O inexperiente Delfim de Carvalho, tendo conseguido apoderar-se da chefia da 1.ª Brigada de Prospecção, rapidamente projectou uma série de sondagens profundas, localizadas muito próximas de bom indício anteriormente encontrado, para poder apresentar sucessivos resultados com algum interesse, que lhe permitissem apresentar-se como grande descobridor de valioso jazigo mineral, não se preocupando com o avultado dispêndio de dinheiro do erário público, que iria originar, consciente da conivência do seu padrinho e da total ignorância de governantes em matérias da indústria mineira nacional.

Salgadinho passou a ser mencionado por Delfim de Carvalho, em paralelo com Neves – Corvo (Ver post N.º 86), mas não consta que tenham sido calculadas reservas nem apresentados teores do minério cubicado.

Goinhas, nos seus Quadros sobre “Projectos PIDDAC de prospecção desenvolvidos em 1980 e 1981”, dá conta do recomeço e da conclusão da campanha de sondagens na jazida de cobre do Salgadinho, classificando de sub - económicas as mineralizações detectadas.

Foi mais um “mons partiriens”, resultante da quebra da disciplina a que deve obedecer a prospecção, idêntico ao que Soares Carneiro concebera, quando se arvorou em dirigente dos estudos destinados a descobrir os grandes jazigos de scheelite (as Torres dos Clérigos, na sua curiosa expressão), que teriam passado despercebidos, devido á semelhança da scheelite com minerais sem valor comercial (Ver post N.º 56)!
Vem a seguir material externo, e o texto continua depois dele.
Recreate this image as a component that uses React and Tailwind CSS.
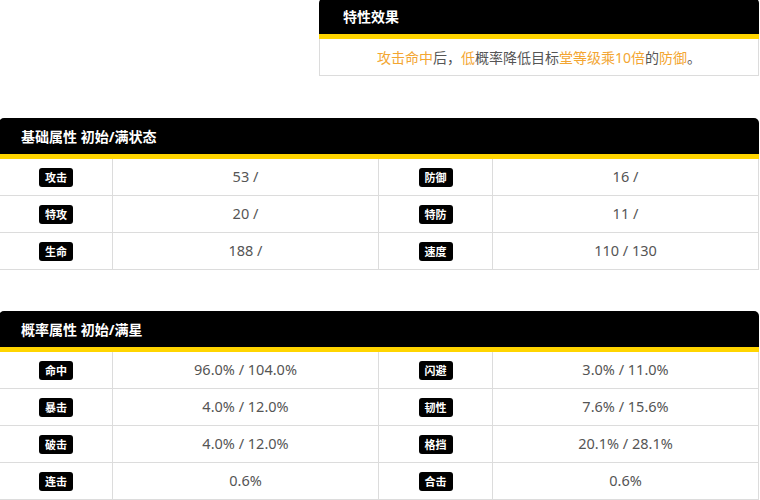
import React from 'react';

const font = { fontFamily: '"Noto Sans", "Noto Sans CJK SC", sans-serif' };

const baseRows = [
    ['攻击', '53 /', '防御', '16 /'],
    ['特攻', '20 /', '特防', '11 /'],
    ['生命', '188 /', '速度', '110 / 130'],
];

const rateRows = [
    ['命中', '96.0% / 104.0%', '闪避', '3.0% / 11.0%'],
    ['暴击', '4.0% / 12.0%', '韧性', '7.6% / 15.6%'],
    ['破击', '4.0% / 12.0%', '格挡', '20.1% / 28.1%'],
    ['连击', '0.6%', '合击', '0.6%'],
];

const Header = ({ title }) => (
    <div className="h-[41px] bg-black rounded-t-[5px] border-b-[5px] border-[#ffd500] flex items-center pl-[22px] text-white text-[14px] font-bold">
        {title}
    </div>
);

const Badge = ({ text }) => (
    <span className="inline-flex items-center justify-center w-[34px] h-[19px] rounded-[3px] bg-black text-white text-[11px] font-bold leading-none">
        {text}
    </span>
);

const StatTable = ({ title, rows }) => (
    <div className="-ml-px">
        <Header title={title} />
        <div className="border-x border-[#dcdcdc]">
            {rows.map((r, i) => (
                <div key={i} className="grid grid-cols-[113px_266px_114px_1fr] h-[37px] border-b border-[#dcdcdc]">
                    <div className="flex items-center justify-center border-r border-[#dcdcdc]">
                        <Badge text={r[0]} />
                    </div>
                    <div className="flex items-center justify-center border-r border-[#dcdcdc] text-[14.5px] text-[#555]">
                        {r[1]}
                    </div>
                    <div className="flex items-center justify-center border-r border-[#dcdcdc]">
                        <Badge text={r[2]} />
                    </div>
                    <div className="flex items-center justify-center text-[14.5px] text-[#555]">
                        {r[3]}
                    </div>
                </div>
            ))}
        </div>
    </div>
);

const Hl = ({ children }) => <span className="text-[#f3a632]">{children}</span>;

export default function App() {
    return (
        <div className="w-[760px] h-[500px] overflow-hidden bg-white pr-px" style={font}>
            <div className="flex justify-end -mt-[2px]">
                <div className="w-[440px]">
                    <div className="h-[41px] bg-black rounded-t-[5px] border-b-[5px] border-[#ffd500] flex items-center pl-[24px] text-white text-[14px] font-bold">
                        特性效果
                    </div>
                    <div className="h-[37px] border-x border-b border-[#dcdcdc] flex items-center justify-center text-[14px] text-[#555]">
                        <span>
                            <Hl>攻击命中</Hl>后，<Hl>低</Hl>概率降低目标<Hl>堂等级乘10倍</Hl>的<Hl>防御</Hl>。
                        </span>
                    </div>
                </div>
            </div>
            <div className="mt-[42px]">
                <StatTable title="基础属性 初始/满状态" rows={baseRows} />
            </div>
            <div className="mt-[41px]">
                <StatTable title="概率属性 初始/满星" rows={rateRows} />
            </div>
        </div>
    );
}
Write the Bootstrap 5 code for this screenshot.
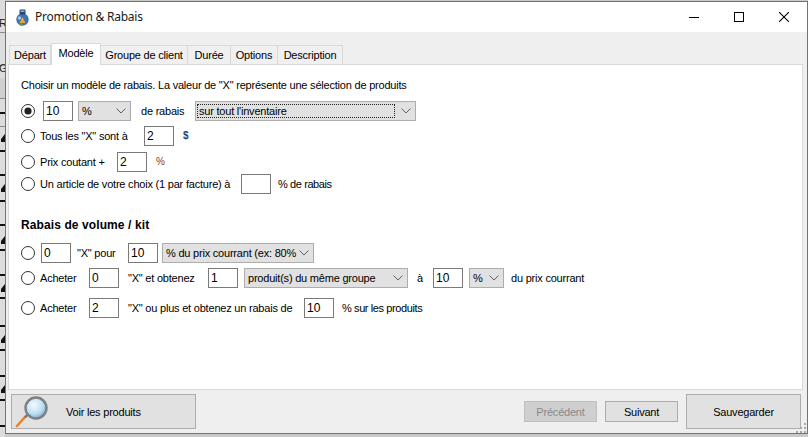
<!DOCTYPE html>
<html lang="fr">
<head>
<meta charset="utf-8">
<title>Promotion &amp; Rabais</title>
<link href="https://cdn.jsdelivr.net/npm/bootstrap@5.3.0/dist/css/bootstrap.min.css" rel="stylesheet">
<style>
html,body{margin:0;background:#cfcfcf;overflow:hidden}
body{font-family:"Liberation Sans",Arial,sans-serif;font-size:11px;letter-spacing:-.21px;color:#000;line-height:16px}
.desk{width:808px;height:437px;overflow:hidden;background:#c9c9c9}
.strip{width:5px;height:437px;flex:none;background:#d8d8d8;overflow:hidden}
.strip svg{display:block}
.wnd{width:803px;height:433px;margin-top:1px;flex:none;border:1px solid #737373;background:#efefef}
.ttl{height:30px;background:#fff;padding-left:9px;flex:none}
.ttl-text{font-family:"Noto Sans","Open Sans",sans-serif;font-size:12px;color:#1a1a1a;margin-left:5px;letter-spacing:-.02em}
.wbtns{margin-left:auto;padding-right:18px;gap:35px}
.wbtns svg{display:block}
.tabbar{height:32px;padding:12px 0 0 3px;flex:none}
.tabbar .nav-tabs{border:0;flex-wrap:nowrap;height:20px;align-items:flex-end}
.tabbar .nav-link{height:19px;padding:1px 0 0;border:1px solid #d9d9d9;border-left:0;border-bottom:0;border-radius:0;background:#f0f0f0;color:#000;font-size:11px;line-height:16px;text-align:center;margin:0;white-space:nowrap}
.tabbar .nav-item:first-child .nav-link{border-left:1px solid #d9d9d9}
.tabbar .nav-link.active{height:22px;margin-bottom:-1px;background:#fff;border:1px solid #d9d9d9;border-bottom:0;color:#000;position:relative;z-index:2;padding-top:1px}
.t1{width:42px}.t2{width:50px}.t3{width:87px}.t4{width:43px}.t5{width:47px}.t6{width:65px}
.pane{margin:0 4px 0 2px;height:326px;background:#fff;border:1px solid #d9d9d9;padding:12px 0 0 12px;flex:none}
.fr{height:20px;white-space:nowrap}
.fr>*{flex:none}
.intro{height:16px;white-space:nowrap}
.m8{margin-top:8px}.m5{margin-top:5px}.m6{margin-top:6px}.m2{margin-top:2px}.m23{margin-top:23px}.m10{margin-top:10px}
.hd{height:16px;font-weight:700;font-size:12px;letter-spacing:.1px}
.form-check-input.rd{width:14px;height:14px;margin:0;border:1px solid #333;background-color:#fff;float:none;flex:none;box-shadow:none}
.form-check-input.rd:checked{background-color:#fff;border-color:#333;background-image:url("data:image/svg+xml,%3csvg xmlns='http://www.w3.org/2000/svg' viewBox='-4 -4 8 8'%3e%3ccircle r='2.4' fill='%23222'/%3e%3c/svg%3e")}
.up3{margin-top:-6px}
.form-control.num{width:30px;height:20px;min-height:0;padding:0 2px;border:1px solid #7a7a7a;border-radius:0;font-size:12px;line-height:17px;letter-spacing:0;color:#000;box-shadow:none;background:#fff}
.form-select.cb{height:20px;padding:0 14px 0 3px;border:1px solid #adadad;border-radius:0;font-size:11px;letter-spacing:-.21px;line-height:17px;color:#000;background-color:#e1e1e1;box-shadow:none;background-image:url("data:image/svg+xml,%3csvg xmlns='http://www.w3.org/2000/svg' viewBox='0 0 10 6'%3e%3cpath d='M.5.5 5 5 9.500.5' fill='none' stroke='%23606060'/%3e%3c/svg%3e");background-size:10px 6px;background-position:right 4px center}
.cbwrap{width:221px;height:20px}
.cb.c53{width:53px}.cb.c221{width:221px}.cb.c152{width:152px}.cb.c164{width:164px}.cb.c35{width:35px}
.focusbox{position:absolute;left:2px;top:3px;width:198px;height:14px;border:1px dotted #222;pointer-events:none}
.g5{margin-left:5px}.g4{margin-left:4px}.g6{margin-left:6px}.g7{margin-left:7px}.g8{margin-left:8px}.g9{margin-left:9px}.g10{margin-left:10px}.g11{margin-left:11px}.g12{margin-left:12px}.g13{margin-left:13px}
.w5{width:5px}.w37{width:37px}.w41{width:41px}.w42{width:42px}.w65{width:65px}.w69{width:69px}.w91{width:91px}.w167{width:167px}.w192{width:192px}
.tight{letter-spacing:-.4px}
.dollar{color:#1f3f78;font-weight:700;font-size:10px}
.pct{color:#8a3b1c;font-size:10px}
.foot{height:43px;padding:0 6px 0 5px;flex:none}
.btn.wb{border:1px solid #adadad;border-radius:0;background:#e1e1e1;color:#000;font-size:11px;letter-spacing:-.21px;line-height:16px;padding:0;height:35px;box-shadow:none}
.btn.voir{width:185px;padding-left:3px;text-align:left}
.voir span{margin-left:17px}
.btn.small1{width:73px;height:21px}
.btn.sauv{width:115px}
.btn.wb:disabled{background:#cfcfcf;border-color:#bfbfbf;color:#8a8a8a;opacity:1}
.grip{position:absolute;right:0;bottom:0;display:block}
</style>
</head>
<body>
<div class="desk d-flex">
  <div class="strip">
    <svg width="5" height="437" viewBox="0 0 5 437" font-family="Liberation Sans" font-size="11">
      <rect width="5" height="437" fill="#dcdcdc"/>
      <rect y="32" width="5" height="1" fill="#8c8c8c"/><rect y="65" width="5" height="1" fill="#8c8c8c"/>
      <rect y="78" width="5" height="20" fill="#cfcfcf"/><rect y="98" width="5" height="1" fill="#8c8c8c"/>
      <text x="-1" y="27" fill="#222">R</text><text x="-1" y="72" fill="#222">G</text>
      <g fill="#111">
        <rect y="112" width="5" height="2"/><rect y="126" width="5" height="1" fill="#8c8c8c"/><path d="M1 139 5 134V142H1Z"/><rect y="150" width="5" height="2"/>
        <rect y="174" width="5" height="2"/><path d="M1 189 5 184V192H1Z"/><rect y="200" width="5" height="2"/>
        <rect y="224" width="5" height="2"/><path d="M1 241 5 236V244H1Z"/><rect y="249" width="5" height="2"/>
        <rect y="274" width="5" height="2"/><path d="M1 289 5 284V292H1Z"/><rect y="297" width="5" height="2"/>
        <rect y="325" width="5" height="2"/><path d="M1 340 5 335V343H1Z"/><rect y="349" width="5" height="2"/>
        <rect y="375" width="5" height="2"/><path d="M1 390 5 385V393H1Z"/><rect y="399" width="5" height="2"/>
        <rect y="425" width="5" height="2"/>
      </g>
    </svg>
  </div>
  <div class="wnd d-flex flex-column position-relative">
    <div class="ttl d-flex align-items-center">
      <svg width="15" height="17" viewBox="0 0 15 17" aria-hidden="true">
        <circle cx="7.500" cy="10.500" r="6.200" fill="#3f73b8"/>
        <rect x="4.500" y="0.500" width="6" height="5" rx="1" fill="#23476f"/>
        <rect x="5.500" y="1.500" width="4" height="1.500" fill="#8ab4da"/>
        <path d="M7.500 8 10.500 14H4.500Z" fill="#e8a92c"/>
        <path d="M4.500 14H7.500V16.500H5Z" fill="#4f9c49"/>
        <circle cx="4.500" cy="9" r="1.700" fill="#a9c9ea"/>
      </svg>
      <span class="ttl-text">Promotion &amp; Rabais</span>
      <div class="wbtns d-flex align-items-center">
        <svg width="10" height="10" viewBox="0 0 10 10"><path d="M0 5.500H10" stroke="#000"/></svg>
        <svg width="10" height="10" viewBox="0 0 10 10"><rect x=".5" y=".5" width="9" height="9" fill="none" stroke="#000"/></svg>
        <svg width="10" height="10" viewBox="0 0 10 10"><path d="M0 0 10 10M10 0 0 10" stroke="#000" stroke-width="1.100"/></svg>
      </div>
    </div>
    <div class="tabbar">
      <ul class="nav nav-tabs">
        <li class="nav-item"><a class="nav-link t1" href="#">Départ</a></li>
        <li class="nav-item"><a class="nav-link active t2" href="#">Modèle</a></li>
        <li class="nav-item"><a class="nav-link t3" href="#">Groupe de client</a></li>
        <li class="nav-item"><a class="nav-link t4" href="#">Durée</a></li>
        <li class="nav-item"><a class="nav-link t5" href="#">Options</a></li>
        <li class="nav-item"><a class="nav-link t6" href="#">Description</a></li>
      </ul>
    </div>
    <div class="pane">
      <div class="intro">Choisir un modèle de rabais. La valeur de "X" représente une sélection de produits</div>

      <div class="fr d-flex align-items-center m8">
        <input class="form-check-input rd" type="radio" name="m" checked>
        <input class="form-control num g8" value="10">
        <select class="form-select cb c53 g5"><option>%</option></select>
        <span class="g10 w42">de rabais</span>
        <div class="cbwrap position-relative g12">
          <select class="form-select cb c221"><option>sur tout l'inventaire</option></select>
          <span class="focusbox"></span>
        </div>
      </div>
      <div class="fr d-flex align-items-center m5">
        <input class="form-check-input rd" type="radio" name="m">
        <span class="g5 w91">Tous les "X" sont à</span>
        <input class="form-control num g13" value="2">
        <span class="g9 dollar">$</span>
      </div>
      <div class="fr d-flex align-items-center m6">
        <input class="form-check-input rd" type="radio" name="m">
        <span class="g5 w65">Prix coutant +</span>
        <input class="form-control num g12" value="2">
        <span class="g9 pct">%</span>
      </div>
      <div class="fr d-flex align-items-center m2">
        <input class="form-check-input rd" type="radio" name="m">
        <span class="g5 w192">Un article de votre choix (1 par facture) à</span>
        <input class="form-control num g9" value="">
        <span class="g7 tight">% de rabais</span>
      </div>

      <div class="hd m23">Rabais de volume / kit</div>

      <div class="fr d-flex align-items-center m10">
        <input class="form-check-input rd up3" type="radio" name="m">
        <input class="form-control num g6" value="0">
        <span class="g6 w41">"X" pour</span>
        <input class="form-control num g10" value="10">
        <select class="form-select cb c152 g4"><option>% du prix courrant (ex: 80%</option></select>
      </div>
      <div class="fr d-flex align-items-center m5">
        <input class="form-check-input rd" type="radio" name="m">
        <span class="g5 w37">Acheter</span>
        <input class="form-control num g12" value="0">
        <span class="g9 w69">"X" et obtenez</span>
        <input class="form-control num g11" value="1">
        <select class="form-select cb c164 g6"><option>produit(s) du même groupe</option></select>
        <span class="g9 w5">à</span>
        <input class="form-control num g11" value="10">
        <select class="form-select cb c35 g6"><option>%</option></select>
        <span class="g7">du prix courrant</span>
      </div>
      <div class="fr d-flex align-items-center m10">
        <input class="form-check-input rd" type="radio" name="m">
        <span class="g5 w37">Acheter</span>
        <input class="form-control num g12" value="2">
        <span class="g9 w167">"X" ou plus et obtenez un rabais de</span>
        <input class="form-control num g9" value="10">
        <span class="g8 tight">% sur les produits</span>
      </div>
    </div>
    <div class="foot d-flex align-items-center">
      <button type="button" class="btn wb voir d-flex align-items-center">
        <svg width="34" height="33" viewBox="0 0 34 33" aria-hidden="true">
          <defs><radialGradient id="gl" cx=".4" cy=".35" r=".7"><stop offset="0" stop-color="#f2fbff"/><stop offset=".6" stop-color="#bfe0f3"/><stop offset="1" stop-color="#6fa9cf"/></radialGradient></defs>
          <path d="M2 31 10 22" stroke="#e8832a" stroke-width="2.600" stroke-linecap="round"/>
          <path d="M10 22.500 13.500 18.500" stroke="#777" stroke-width="2.400"/>
          <circle cx="21" cy="13" r="10.500" fill="url(#gl)" stroke="#7c7f84" stroke-width="2.400"/>
        </svg>
        <span>Voir les produits</span>
      </button>
      <div class="ms-auto d-flex align-items-center">
        <button type="button" class="btn wb small1" disabled>Précédent</button>
        <button type="button" class="btn wb small1 g8">Suivant</button>
        <button type="button" class="btn wb sauv g8">Sauvegarder</button>
      </div>
    </div>
    <svg class="grip" width="11" height="11" viewBox="0 0 11 11" fill="#a8a8a8" aria-hidden="true">
      <rect x="8" y="1" width="2" height="2"/><rect x="4" y="5" width="2" height="2"/><rect x="8" y="5" width="2" height="2"/><rect x="0" y="9" width="2" height="2"/><rect x="4" y="9" width="2" height="2"/><rect x="8" y="9" width="2" height="2"/>
    </svg>
  </div>
</div>
<script src="https://cdn.jsdelivr.net/npm/bootstrap@5.3.0/dist/js/bootstrap.bundle.min.js"></script>
</body>
</html>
Observação: Salgadinho é repetidamente mencionado por Goinhas, com localização na freguesia de S. Luís do concelho de Odemira, quando a real localização é na freguesia de Cercal do Alentejo do concelho de Santiago de Cacém.
É mais uma demonstração da falta de cuidado de Goinhas, na elaboração do seu pedagógico texto, sobre a “Prospecção Mineira em Portugal” baseado em documentos que consultou levianamente e não em conhecimento directo da matéria apresentada.
De realçar que se tratava de campanha de sondagens, que teria sido objecto de constante apreciação, durante dois anos, nas reuniões da Brigada em que estava integrado!